For those that have enough equity to hold out a little longer, he estimates the tide will need to turn before December, when farmers typically decide what to purchase and plant for the next growing season.
Farmers, like other businesses, depend on financing to cover pre-sale costs.
“Right now this year and looking like going into next year, the crop will not cash flow,” Maupin said, so farmers will likely have to put up something else — their farm, home, vehicles, or anything that holds equity — to secure the loan.
If next year’s harvest returns another loss instead of a profit, they risk losing that collateral.
Those in the toughest position are younger farmers who “have just not had the opportunity to build up their equity in order to survive economic conditions like this,” Maupin said.
Soybean farmers are looking toward other possible uses that may help increase domestic sales.

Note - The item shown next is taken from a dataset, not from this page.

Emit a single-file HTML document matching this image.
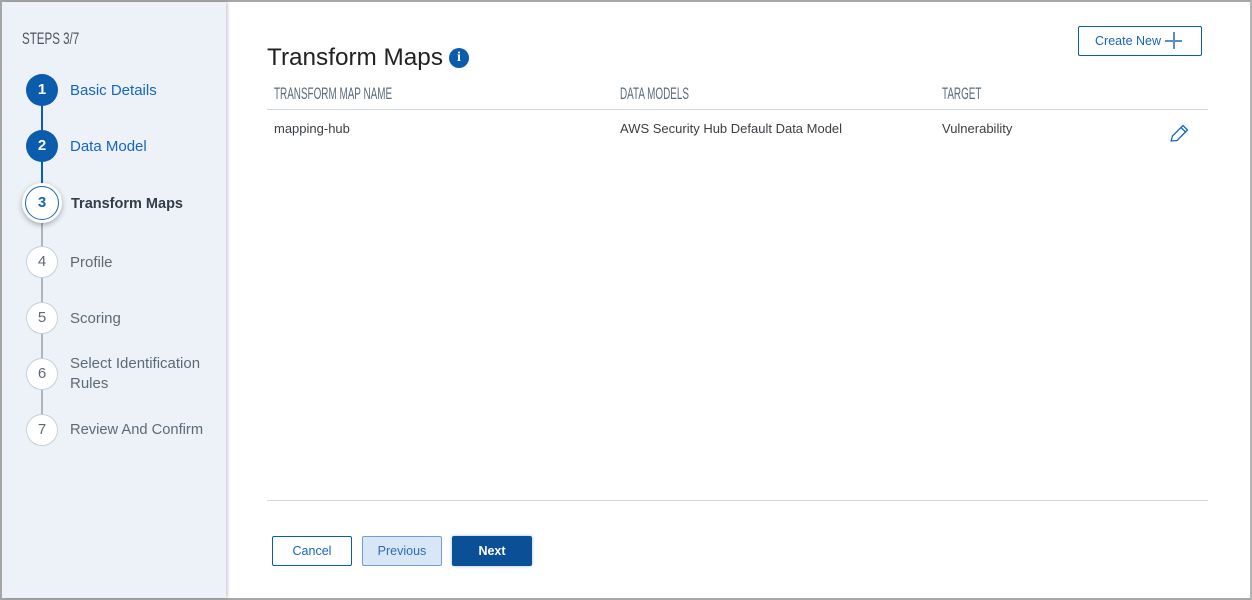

Maupin said biofuels hold potential, and the budget reconciliation bill passed in July included biofuel incentives that could provide a boost for that industry next year.
Farmers will continue to work with some states like California and Washington that are working to put fuel standards in place, but it’s not clear how widespread adoption will be across the country.
Ultimately, Maupin said, farmers will need help from the federal government.
Congress has not passed a new Farm Bill — multiyear legislation that authorizes funding for agricultural and food programs — since 2018. Instead, lawmakers have signed one-year extensions. The American Relief Act of 2025 extended the 2018 Farm Bill’s programs through Sept. 30.
Maupin said without a fresh farm bill, “we do not have a workable safety net program when things like this happen in our economy.”
In the meantime, Maupin acknowledges the mental toll on farmers.
“They have done everything right, they’ve managed their finances well, they have put in a good crop … but they cannot change the weather, they cannot change the economy, they cannot change the markets,” he said. “The weather is in the control of a higher power, and the economy and the markets are in control of Washington, D.C.”